Hugo Castillo

Personal information
- Full name: Hugo Segundo Alfredo Castillo Arteaga
- Date of birth: July 28, 1978 (age 47)
- Place of birth: Tarma, Peru
- Height: 1.79 m (5 ft 10 in)
- Position: Defensive midfielder

Team information
- Current team: Colegio Nacional Iquitos
- Number: 6

Senior career*
- Years: Team / Apps / (Gls)
- Hijos de Yurimaguas
- 2004–2007: Olímpico Somos Perú
- 2008–2011: Colegio Nacional Iquitos / 107 / (2)
- 2012–: Sport Áncash / 12 / (1)

= Hugo Castillo (Peruvian footballer) =

Peruvian footballer (born 1978)

Hugo Segundo Alfredo Castillo Arteaga (born July 28, 1978) is a Peruvian footballer who plays as a defensive midfielder.

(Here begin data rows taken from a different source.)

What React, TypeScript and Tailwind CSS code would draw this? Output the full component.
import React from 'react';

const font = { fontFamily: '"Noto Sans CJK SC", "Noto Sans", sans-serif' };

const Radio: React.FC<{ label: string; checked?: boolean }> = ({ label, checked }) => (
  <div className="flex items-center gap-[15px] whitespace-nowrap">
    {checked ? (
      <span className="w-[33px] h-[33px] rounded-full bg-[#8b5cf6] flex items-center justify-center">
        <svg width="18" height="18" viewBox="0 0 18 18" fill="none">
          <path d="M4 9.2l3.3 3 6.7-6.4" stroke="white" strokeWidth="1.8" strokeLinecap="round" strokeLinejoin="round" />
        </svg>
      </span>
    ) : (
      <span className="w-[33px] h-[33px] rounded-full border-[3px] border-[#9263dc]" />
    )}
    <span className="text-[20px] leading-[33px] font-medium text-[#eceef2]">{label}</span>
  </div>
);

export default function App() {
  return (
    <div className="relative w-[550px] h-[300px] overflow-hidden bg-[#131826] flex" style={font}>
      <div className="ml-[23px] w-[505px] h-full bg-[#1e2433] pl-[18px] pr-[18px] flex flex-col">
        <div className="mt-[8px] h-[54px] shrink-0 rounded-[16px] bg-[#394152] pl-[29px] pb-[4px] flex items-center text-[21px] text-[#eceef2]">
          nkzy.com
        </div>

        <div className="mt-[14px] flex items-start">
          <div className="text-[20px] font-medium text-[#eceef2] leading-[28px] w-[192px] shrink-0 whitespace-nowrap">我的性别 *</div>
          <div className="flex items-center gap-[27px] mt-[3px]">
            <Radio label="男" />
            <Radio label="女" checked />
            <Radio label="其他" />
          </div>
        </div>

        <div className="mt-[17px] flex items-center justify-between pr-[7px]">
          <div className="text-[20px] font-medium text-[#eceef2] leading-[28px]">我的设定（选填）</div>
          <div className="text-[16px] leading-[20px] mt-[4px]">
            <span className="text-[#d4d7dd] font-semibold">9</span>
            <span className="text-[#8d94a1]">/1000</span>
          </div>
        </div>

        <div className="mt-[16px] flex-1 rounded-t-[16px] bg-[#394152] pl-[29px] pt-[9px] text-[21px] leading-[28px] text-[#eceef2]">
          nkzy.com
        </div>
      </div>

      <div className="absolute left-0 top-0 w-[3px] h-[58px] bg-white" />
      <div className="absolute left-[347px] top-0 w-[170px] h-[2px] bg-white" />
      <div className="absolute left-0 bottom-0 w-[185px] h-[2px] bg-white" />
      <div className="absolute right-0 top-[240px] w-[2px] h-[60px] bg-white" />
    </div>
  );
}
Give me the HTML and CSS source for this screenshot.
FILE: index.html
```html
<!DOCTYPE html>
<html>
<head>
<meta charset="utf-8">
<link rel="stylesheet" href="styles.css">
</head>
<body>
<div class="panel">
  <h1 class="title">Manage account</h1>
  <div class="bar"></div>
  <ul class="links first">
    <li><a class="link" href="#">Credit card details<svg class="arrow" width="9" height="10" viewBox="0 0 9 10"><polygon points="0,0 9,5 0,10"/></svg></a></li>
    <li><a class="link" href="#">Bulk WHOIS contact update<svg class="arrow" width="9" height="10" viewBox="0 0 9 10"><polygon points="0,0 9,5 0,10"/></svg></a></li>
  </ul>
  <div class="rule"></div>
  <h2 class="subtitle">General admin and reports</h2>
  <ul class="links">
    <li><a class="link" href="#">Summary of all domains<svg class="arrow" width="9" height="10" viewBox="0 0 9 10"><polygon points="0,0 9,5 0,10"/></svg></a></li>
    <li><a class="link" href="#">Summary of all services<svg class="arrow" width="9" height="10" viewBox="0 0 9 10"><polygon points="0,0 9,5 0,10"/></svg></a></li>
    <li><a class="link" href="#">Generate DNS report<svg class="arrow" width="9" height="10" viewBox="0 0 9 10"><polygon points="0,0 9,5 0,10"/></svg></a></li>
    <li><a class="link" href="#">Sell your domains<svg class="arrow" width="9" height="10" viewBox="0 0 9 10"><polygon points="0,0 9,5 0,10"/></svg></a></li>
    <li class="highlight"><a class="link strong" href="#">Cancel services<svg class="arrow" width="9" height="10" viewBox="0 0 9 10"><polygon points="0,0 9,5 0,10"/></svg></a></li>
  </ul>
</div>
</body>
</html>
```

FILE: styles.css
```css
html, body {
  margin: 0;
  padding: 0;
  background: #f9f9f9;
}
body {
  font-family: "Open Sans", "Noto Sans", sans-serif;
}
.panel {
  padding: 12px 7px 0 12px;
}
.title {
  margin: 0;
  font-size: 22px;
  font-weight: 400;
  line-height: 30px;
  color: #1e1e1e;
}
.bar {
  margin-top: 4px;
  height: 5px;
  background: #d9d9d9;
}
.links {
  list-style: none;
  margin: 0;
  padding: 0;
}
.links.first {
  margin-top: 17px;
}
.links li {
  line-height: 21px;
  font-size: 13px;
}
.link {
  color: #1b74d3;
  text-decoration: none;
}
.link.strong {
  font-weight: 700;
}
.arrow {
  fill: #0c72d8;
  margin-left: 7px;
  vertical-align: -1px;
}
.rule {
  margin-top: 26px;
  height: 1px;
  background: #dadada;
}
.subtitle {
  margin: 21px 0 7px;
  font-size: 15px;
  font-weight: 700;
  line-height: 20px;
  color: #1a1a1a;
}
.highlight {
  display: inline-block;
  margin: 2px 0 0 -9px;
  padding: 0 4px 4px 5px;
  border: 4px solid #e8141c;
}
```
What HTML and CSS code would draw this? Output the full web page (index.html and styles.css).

He currently plays for Sport Áncash in the Peruvian Segunda División.

==Club career==
He made his official debut in the Peruvian First Division in Round 1 of the 2009 season against Sporting Cristal. He made his debut in the Max Augustín Stadium and lasted the entire match, which finished in a scoreless draw. In Round 8 that same season Castillo scored his first goal in the Peruvian First Division at home against Inti Gas Deportes. He scored his goal in the 90th minute of the match from a free kick, which resulted in a 1–0 win for his club.